The Spy Museum struck me as being somewhat geared towards children, which would not normally have been a big deal, except we were there during Easter Week, which seemed to be a kind of spring break in Germany, or at least children did not seem to be in school. Most of them appeared to be at the Spy Museum, actually—running and yelling and not appreciating the subtle tragedy of a government that spies on its own people. I reflected a lot on this question at the Spy Museum, and also how much East Germany could have achieved if they had not devoted all their finest minds to creating a tiny camera that could be concealed in a necktie and a tiny gun that could be concealed in a lipstick, all the train on a family that made the grievous mistake of having a cousin in France. There were a lot of exhibits on such gadgets, and on hard-to-detect poisons and an umbrella you could stab someone with. Never have such neat things been so sad.

Ok, I’m going to have to write more on museums in another post because I’m running out of space and I HAVE to say something about the German food, which I did not like. Partly it was that we planned poorly and didn’t know exactly where to go or what to eat, partly it was that I don’t eat much meat and German food is very meat-forward, a lot of it was very expensive by Canadian standards and thus extra-disappointing when it was not good, but partly it was just not my jam. I had thought it would be like England, where it was not an elevated cuisine landscape but you could always duck into a pub and have fish and chips or pub curry and it would be pretty good and you’d participating in the local fare. However, the local fare in Berlin is “currywurst” which is a sausage covered in a sauce made of ketchup mixed with curry powder and heated up, served with fries. If you are seated at a table, the sausage is whole, but if it’s served as street food they cut the sausage into little chunks so you can eat it with one of those little wooden forchettes you’d normally eat fries with at the fair. I like ketchup findeand curry powder in ketchup isn’t terrible, but I don’t see why it has to be hot, nor so voluminous.
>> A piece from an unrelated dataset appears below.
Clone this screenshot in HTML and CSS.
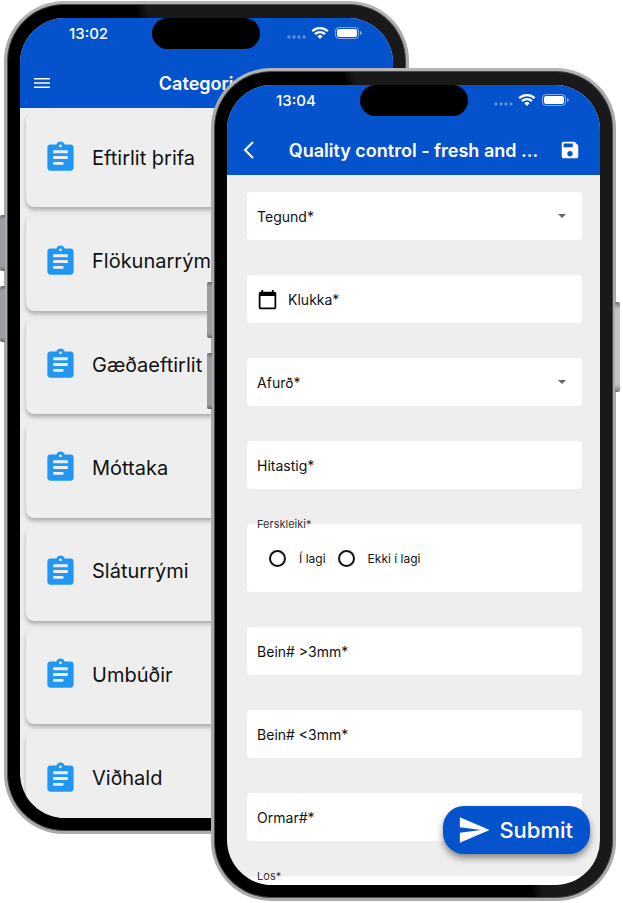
FILE: index.html
```html
<!DOCTYPE html>
<html lang="is">

<head>
    <meta charset="UTF-8">
    <meta name="viewport" content="width=device-width, initial-scale=1.0">
    <title>Quality control</title>
    <link rel="stylesheet" href="styles.css">
</head>

<body>
    <!-- shared icons -->
    <svg class="sprite" aria-hidden="true">
        <symbol id="assignment" viewBox="0 0 24 24">
            <path d="M19 3h-4.18C14.4 1.84 13.3 1 12 1c-1.3 0-2.4.84-2.82 2H5c-1.1 0-2 .9-2 2v14c0 1.100.9 2 2 2h14c1.100 0 2-.9 2-2V5c0-1.100-.9-2-2-2zm-7 0c.55 0 1 .45 1 1s-.45 1-1 1-1-.45-1-1 .45-1 1-1zm2 14H7v-2h7v2zm3-4H7v-2h10v2zm0-4H7V7h10v2z" />
        </symbol>
        <symbol id="signal" viewBox="0 0 76 14">
            <g opacity=".35">
                <circle cx="3" cy="11" r="1.700" />
                <circle cx="8" cy="11" r="1.700" />
                <circle cx="13" cy="11" r="1.700" />
                <circle cx="18" cy="11" r="1.700" />
            </g>
            <g fill="none" stroke="currentColor" stroke-width="2.300">
                <path d="M26.200 5.200a11.200 11.200 0 0 1 15.600 0" />
                <path d="M29 8.200a7.200 7.200 0 0 1 10 0" />
            </g>
            <path d="M34 13l-2.600-2.700a3.700 3.700 0 0 1 5.200 0z" />
            <rect x="49.500" y="1.500" width="23" height="11" rx="3.500" fill="none" stroke="currentColor" opacity=".5" />
            <rect x="51" y="3" width="20" height="8" rx="2.200" />
            <path d="M74 5v4c1.200-.4 1.800-1.200 1.800-2s-.6-1.600-1.800-2z" opacity=".5" />
        </symbol>
        <symbol id="arrow" viewBox="0 0 8 4">
            <path d="M0 0h8L4 4z" />
        </symbol>
    </svg>

    <main class="stage">
        <section class="phone phone-back">
            <div class="screen">
                <header class="top">
                    <div class="status">
                        <span>13:02</span>
                        <div class="island"></div>
                        <svg class="signal"><use href="#signal" /></svg>
                    </div>
                    <div class="app-bar">
                        <button class="icon-btn" type="button" aria-label="Menu">
                            <svg viewBox="0 0 22 22">
                                <path d="M3 6h16v1.600H3zM3 10.200h16v1.600H3zM3 14.400h16V16H3z" />
                            </svg>
                        </button>
                        <h1>Categories</h1>
                    </div>
                </header>
                <nav class="list">
                    <a class="card" href="#"><svg><use href="#assignment" /></svg>Eftirlit þrifa</a>
                    <a class="card" href="#"><svg><use href="#assignment" /></svg>Flökunarrými</a>
                    <a class="card" href="#"><svg><use href="#assignment" /></svg>Gæðaeftirlit</a>
                    <a class="card" href="#"><svg><use href="#assignment" /></svg>Móttaka</a>
                    <a class="card" href="#"><svg><use href="#assignment" /></svg>Sláturrými</a>
                    <a class="card" href="#"><svg><use href="#assignment" /></svg>Umbúðir</a>
                    <a class="card" href="#"><svg><use href="#assignment" /></svg>Viðhald</a>
                </nav>
            </div>
        </section>

        <section class="phone phone-front">
            <div class="side-btn"></div>
            <div class="screen">
                <header class="top">
                    <div class="status">
                        <span>13:04</span>
                        <div class="island"></div>
                        <svg class="signal"><use href="#signal" /></svg>
                    </div>
                    <div class="app-bar">
                        <button class="icon-btn" type="button" aria-label="Back">
                            <svg viewBox="0 0 22 22">
                                <path d="M15 3l-8 8 8 8" fill="none" stroke="currentColor" stroke-width="2" />
                            </svg>
                        </button>
                        <h1>Quality control - fresh and ...</h1>
                        <button class="icon-btn save" type="button" aria-label="Save">
                            <svg viewBox="0 0 24 24">
                                <path d="M17 3H5c-1.110 0-2 .9-2 2v14c0 1.100.89 2 2 2h14c1.100 0 2-.9 2-2V7l-4-4zm-5 16c-1.660 0-3-1.340-3-3s1.340-3 3-3 3 1.340 3 3-1.340 3-3 3zm3-10H5V5h10v4z" />
                            </svg>
                        </button>
                    </div>
                </header>
                <form class="form" id="qualityForm">
                    <label class="field">
                        <span>Tegund*</span>
                        <select name="tegund"><option value=""></option></select>
                        <svg class="arrow"><use href="#arrow" /></svg>
                    </label>
                    <label class="field">
                        <svg class="calendar" viewBox="0 0 24 24">
                            <path d="M20 3h-1V1h-2v2H7V1H5v2H4c-1.100 0-2 .9-2 2v16c0 1.100.9 2 2 2h16c1.100 0 2-.9 2-2V5c0-1.100-.9-2-2-2zm0 18H4V8h16v13z" />
                        </svg>
                        <span>Klukka*</span>
                        <input type="text" name="klukka">
                    </label>
                    <label class="field">
                        <span>Afurð*</span>
                        <select name="afurd"><option value=""></option></select>
                        <svg class="arrow"><use href="#arrow" /></svg>
                    </label>
                    <label class="field">
                        <span>Hitastig*</span>
                        <input type="text" name="hitastig">
                    </label>
                    <fieldset class="group">
                        <legend>Ferskleiki*</legend>
                        <label><input type="radio" name="ferskleiki" value="ok">Í lagi</label>
                        <label><input type="radio" name="ferskleiki" value="not-ok">Ekki í lagi</label>
                    </fieldset>
                    <label class="field">
                        <span>Bein# &gt;3mm*</span>
                        <input type="text" name="bein-over">
                    </label>
                    <label class="field">
                        <span>Bein# &lt;3mm*</span>
                        <input type="text" name="bein-under">
                    </label>
                    <label class="field">
                        <span>Ormar#*</span>
                        <input type="text" name="ormar">
                    </label>
                    <fieldset class="group">
                        <legend>Los*</legend>
                    </fieldset>
                </form>
                <button class="submit" type="submit" form="qualityForm">
                    <svg viewBox="0 0 24 24">
                        <path d="M2.010 21L23 12 2.010 3 2 10l15 2-15 2z" />
                    </svg>
                    Submit
                </button>
            </div>
        </section>
    </main>
</body>

</html>
```

FILE: styles.css
```css
* {
    box-sizing: border-box;
}

body {
    margin: 0;
    background-color: #fff;
    font-family: Inter, "Noto Sans", sans-serif;
    color: #111;
}

svg {
    display: block;
    flex: none;
    fill: currentColor;
}

button {
    border: 0;
    padding: 0;
    background: none;
    color: inherit;
    font: inherit;
    cursor: pointer;
}

.sprite {
    position: absolute;
    width: 0;
    height: 0;
}

/* both phones share one cell, the second one lies over the first */
.stage {
    display: grid;
    overflow: hidden;
}

.phone {
    grid-area: 1 / 1;
    position: relative;
    width: 65%;
    min-height: 0;
    aspect-ratio: 405 / 833;
    padding: 14px 13px 13px;
    border: 3px solid #a9aaae;
    border-top-color: #b4b4b4;
    border-radius: 60px;
    background: linear-gradient(77deg, #000 54%, #191919 56%) padding-box, #a9aaae border-box;
    box-shadow: inset 0 0 0 1px #4a4a4c;
}

.phone-back {
    margin: 1px 0 0 4px;
    align-self: start;
}

.phone-front {
    margin: 68px 7px 2px 0;
    justify-self: end;
    z-index: 1;
}

/* volume buttons */
.phone::before,
.phone::after,
.side-btn {
    content: "";
    position: absolute;
    left: -7px;
    top: 211px;
    width: 5px;
    height: 56px;
    border-radius: 2px 0 0 2px;
    background: linear-gradient(#66676b, #9b9da2 8%, #9b9da2 92%, #66676b);
}

.phone::after {
    top: 282px;
}

.side-btn {
    left: auto;
    right: -7px;
    top: 231px;
    height: 90px;
    border-radius: 0 2px 2px 0;
    background: linear-gradient(#777, #c4c4c4 8%, #c4c4c4 92%, #777);
}

.screen {
    position: relative;
    display: flex;
    flex-direction: column;
    height: 100%;
    overflow: hidden;
    border-radius: 45px;
    background-color: #eee;
}

.top {
    flex: none;
    background-color: #0453cd;
    color: #fff;
}

.status {
    position: relative;
    display: flex;
    justify-content: space-between;
    align-items: center;
    height: 30px;
    margin-bottom: 10px;
    padding: 0 31px 0 49px;
    font-size: 15px;
    font-weight: 500;
}

.island {
    position: absolute;
    top: 0;
    left: 50%;
    width: 108px;
    height: 31px;
    transform: translateX(-50%);
    border-radius: 16px;
    background-color: #000;
}

.signal {
    width: 76px;
    height: 14px;
}

.app-bar {
    display: grid;
    grid-template-columns: 60px 1fr 60px;
    align-items: center;
    height: 50px;
}

.app-bar h1 {
    margin: 0;
    font-size: 18px;
    font-weight: 600;
    text-align: center;
    white-space: nowrap;
}

.icon-btn {
    justify-self: start;
    margin-left: 11px;
}

.icon-btn svg {
    width: 22px;
    height: 22px;
}

.save {
    justify-self: end;
    margin: 0 19px 0 0;
}

/* categories: the last card runs under the edge of the screen */
.list {
    flex: 1;
    display: grid;
    grid-auto-rows: 1fr;
    margin-bottom: -14px;
}

.card {
    display: flex;
    align-items: center;
    gap: 14px;
    margin: 4px 6px;
    padding: 0 17px 4px;
    border-radius: 8px;
    background-color: #eee;
    box-shadow: 0 3px 4px rgba(0, 0, 0, .28);
    color: #111;
    font-size: 20px;
    text-decoration: none;
    white-space: nowrap;
}

.card svg {
    width: 35px;
    height: 35px;
    color: #2196f3;
}

.form {
    display: flex;
    flex-direction: column;
    gap: 35px;
    padding: 17px 18px 0 20px;
}

.field {
    flex: none;
    display: flex;
    align-items: center;
    gap: 10px;
    height: 48px;
    padding: 0 10px;
    border-radius: 4px;
    background-color: #fff;
    font-size: 14px;
}

.field input,
.field select {
    flex: 1;
    min-width: 0;
    height: 100%;
    border: 0;
    outline: 0;
    background: none;
    font: inherit;
    appearance: none;
}

.calendar {
    width: 21px;
    height: 21px;
    color: #000;
}

.arrow {
    width: 8px;
    height: 4px;
    margin-right: 6px;
    color: #666;
}

.group {
    flex: none;
    position: relative;
    display: flex;
    align-items: flex-start;
    gap: 12px;
    height: 68px;
    margin: 0;
    padding: 26px 22px 0;
    border: 0;
    border-radius: 4px;
    background-color: #fff;
    font-size: 12px;
}

.group legend {
    position: absolute;
    top: -7px;
    left: 10px;
    padding: 0;
    color: #333;
    font-size: 11px;
    line-height: 14px;
}

.group label {
    display: flex;
    align-items: center;
    gap: 13px;
}

.group input {
    width: 17px;
    height: 17px;
    margin: 0;
    border: 2px solid #111;
    border-radius: 50%;
    appearance: none;
}

.group input:checked {
    background: radial-gradient(#111 40%, transparent 45%);
}

.submit {
    position: absolute;
    right: 10px;
    bottom: 31px;
    display: flex;
    align-items: center;
    gap: 8px;
    height: 48px;
    padding: 0 17px 0 14px;
    border-radius: 21px;
    background-color: #0453cd;
    box-shadow: 0 4px 7px rgba(0, 0, 0, .45);
    color: #fff;
    font-size: 22px;
    font-weight: 500;
}

.submit svg {
    width: 34px;
    height: 34px;
}
```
Some of the touristy areas stank of hot ketchup—the warmth really amplifies the smell. And yes, I did try a vegan version and no I learned nothing.

Anyway, once we realized we weren’t going to like any of the food, we started just getting the cheapest possible thing at the grocery store or fast food and eating it in the hotel or on park benches, which was fine except Mark is really too chaotic to do this. At one of the worst restaurants I’ve ever been to, a fast food abomination called Nord Sea, I had to stop him from ordering a herring sandwich. Mark, as a maritimer, wasn’t paying attention, and just assumes all fish is great and approximately equal. I, as a Jew (you will not catch me saying “as a Jew” a lot, but herring is unique) knows that herring is an edge-case fish and you either love it or you spend the rest of the day getting over it. Later, after Mark ordered a normal fish-stick sandwich and it blew away in the park square, causing him to chase after it and dump his Fanta on the ground, I noticed that our dipping sauces came in little wafer cups, like ice-cream cones.

Mark, in Droopy Dog voice: Yeah, yours is still edible. Mine’s been on the ground.

I gave Mark my wafer bowl with the dregs of Thai chili sauce to eat, which he did not like.

A different day, Mark offered me a bite of his soft pretzel, the only food we consistently enjoyed in Berlin.

RR: This is filled. You got a filled pretzel?
MS: Yes? Yes. On purpose.
RR: With what? What is this? Is it sweet? Or savoury?
MS: I definitely intentionally bought this pretzel filled with a vague substance.

Poor Mark was eventually banned from eating on the bed, which took up most of our hotel room, and yet somehow got chocolate on the sheets anyway. The best meal I had was spaetzle with emmentaler sauce, which is essentially fancy macaroni and cheese. This was on the way home, at the airport in Frankfort.

There will be a part two of the Berlin stories.